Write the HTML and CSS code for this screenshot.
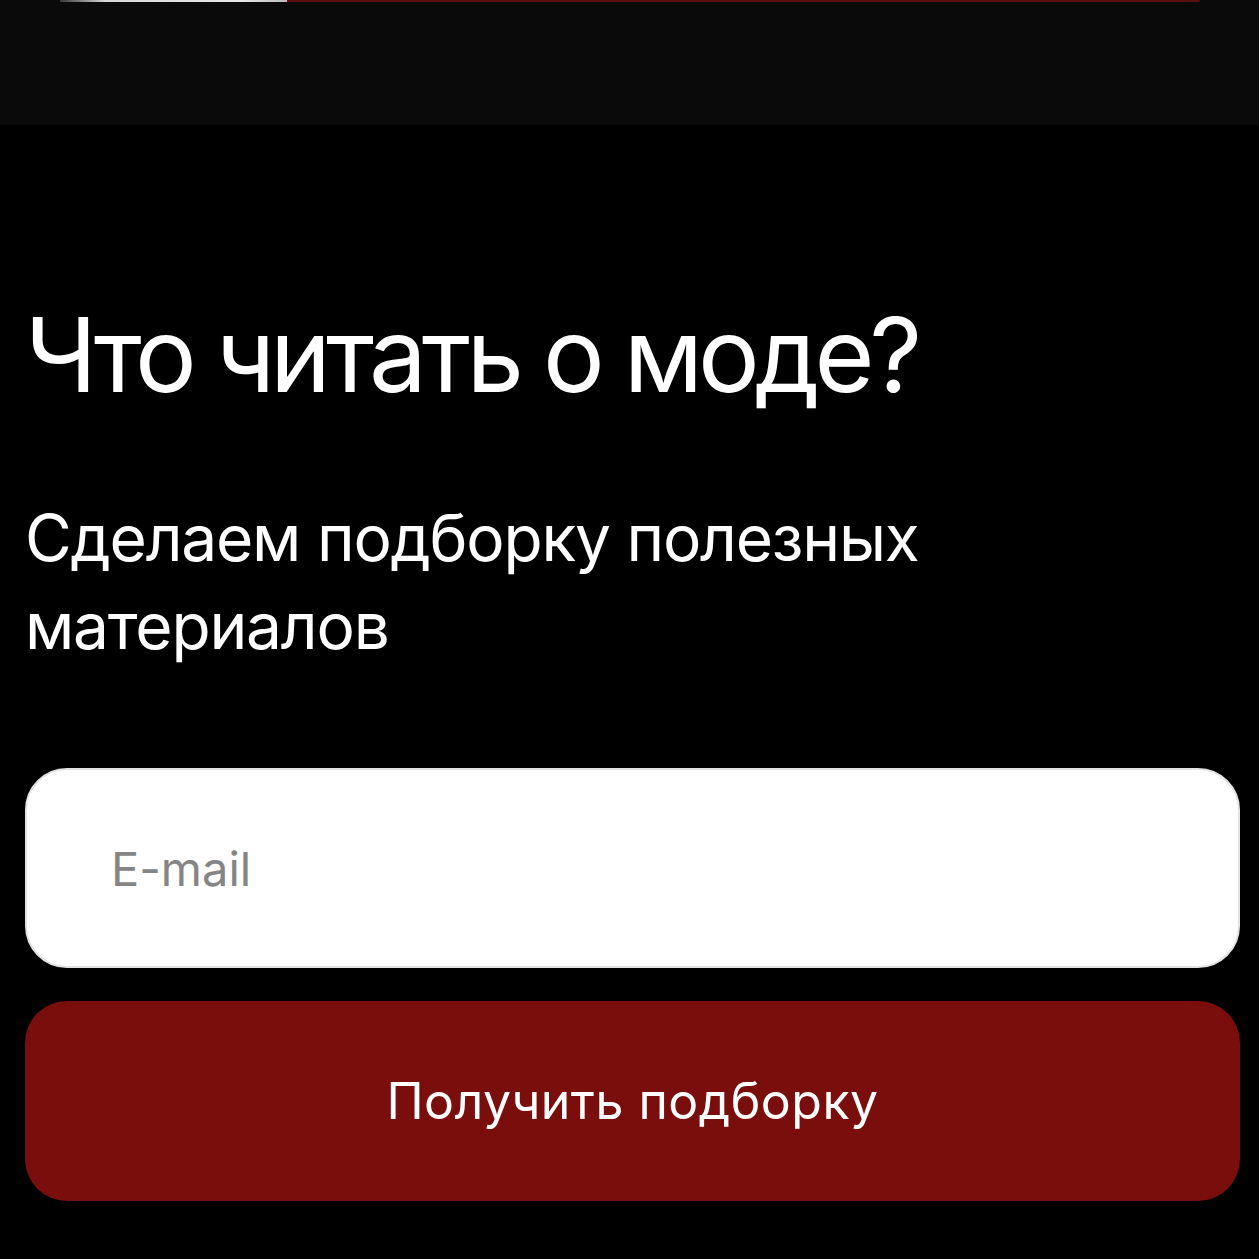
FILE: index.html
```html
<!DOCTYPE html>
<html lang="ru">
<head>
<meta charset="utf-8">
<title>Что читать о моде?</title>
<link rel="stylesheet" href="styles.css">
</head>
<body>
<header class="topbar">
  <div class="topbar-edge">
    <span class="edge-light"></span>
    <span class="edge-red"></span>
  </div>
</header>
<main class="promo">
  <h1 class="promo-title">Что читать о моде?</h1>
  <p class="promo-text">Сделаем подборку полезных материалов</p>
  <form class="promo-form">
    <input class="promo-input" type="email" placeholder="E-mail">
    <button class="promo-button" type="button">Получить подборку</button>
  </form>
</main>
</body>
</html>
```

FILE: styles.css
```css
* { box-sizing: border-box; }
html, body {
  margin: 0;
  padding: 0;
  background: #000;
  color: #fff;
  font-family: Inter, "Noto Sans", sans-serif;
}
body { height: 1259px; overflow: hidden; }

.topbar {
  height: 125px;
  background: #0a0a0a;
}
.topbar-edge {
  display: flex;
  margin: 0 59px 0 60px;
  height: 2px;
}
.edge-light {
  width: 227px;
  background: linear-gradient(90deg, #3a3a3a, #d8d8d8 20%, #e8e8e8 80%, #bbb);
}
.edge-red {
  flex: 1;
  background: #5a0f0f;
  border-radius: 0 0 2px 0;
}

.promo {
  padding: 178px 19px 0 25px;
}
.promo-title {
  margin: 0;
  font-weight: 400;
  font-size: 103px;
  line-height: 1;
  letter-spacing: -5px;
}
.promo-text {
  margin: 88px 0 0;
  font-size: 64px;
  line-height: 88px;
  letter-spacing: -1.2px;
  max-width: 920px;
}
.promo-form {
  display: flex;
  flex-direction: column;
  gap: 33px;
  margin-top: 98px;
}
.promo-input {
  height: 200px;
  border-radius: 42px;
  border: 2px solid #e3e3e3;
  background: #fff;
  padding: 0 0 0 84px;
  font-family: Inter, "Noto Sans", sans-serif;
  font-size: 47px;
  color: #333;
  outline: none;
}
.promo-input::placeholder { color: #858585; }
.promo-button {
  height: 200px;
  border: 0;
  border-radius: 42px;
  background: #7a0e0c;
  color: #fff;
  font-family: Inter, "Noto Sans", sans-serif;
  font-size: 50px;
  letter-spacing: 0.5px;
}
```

Short task:
Repeat the listing in full and exactly. Leave any pictures out.

Correct answer:
Write the HTML and CSS code for this screenshot.
FILE: index.html
```html
<!DOCTYPE html>
<html lang="ru">
<head>
<meta charset="utf-8">
<title>Что читать о моде?</title>
<link rel="stylesheet" href="styles.css">
</head>
<body>
<header class="topbar">
  <div class="topbar-edge">
    <span class="edge-light"></span>
    <span class="edge-red"></span>
  </div>
</header>
<main class="promo">
  <h1 class="promo-title">Что читать о моде?</h1>
  <p class="promo-text">Сделаем подборку полезных материалов</p>
  <form class="promo-form">
    <input class="promo-input" type="email" placeholder="E-mail">
    <button class="promo-button" type="button">Получить подборку</button>
  </form>
</main>
</body>
</html>
```

FILE: styles.css
```css
* { box-sizing: border-box; }
html, body {
  margin: 0;
  padding: 0;
  background: #000;
  color: #fff;
  font-family: Inter, "Noto Sans", sans-serif;
}
body { height: 1259px; overflow: hidden; }

.topbar {
  height: 125px;
  background: #0a0a0a;
}
.topbar-edge {
  display: flex;
  margin: 0 59px 0 60px;
  height: 2px;
}
.edge-light {
  width: 227px;
  background: linear-gradient(90deg, #3a3a3a, #d8d8d8 20%, #e8e8e8 80%, #bbb);
}
.edge-red {
  flex: 1;
  background: #5a0f0f;
  border-radius: 0 0 2px 0;
}

.promo {
  padding: 178px 19px 0 25px;
}
.promo-title {
  margin: 0;
  font-weight: 400;
  font-size: 103px;
  line-height: 1;
  letter-spacing: -5px;
}
.promo-text {
  margin: 88px 0 0;
  font-size: 64px;
  line-height: 88px;
  letter-spacing: -1.2px;
  max-width: 920px;
}
.promo-form {
  display: flex;
  flex-direction: column;
  gap: 33px;
  margin-top: 98px;
}
.promo-input {
  height: 200px;
  border-radius: 42px;
  border: 2px solid #e3e3e3;
  background: #fff;
  padding: 0 0 0 84px;
  font-family: Inter, "Noto Sans", sans-serif;
  font-size: 47px;
  color: #333;
  outline: none;
}
.promo-input::placeholder { color: #858585; }
.promo-button {
  height: 200px;
  border: 0;
  border-radius: 42px;
  background: #7a0e0c;
  color: #fff;
  font-family: Inter, "Noto Sans", sans-serif;
  font-size: 50px;
  letter-spacing: 0.5px;
}
```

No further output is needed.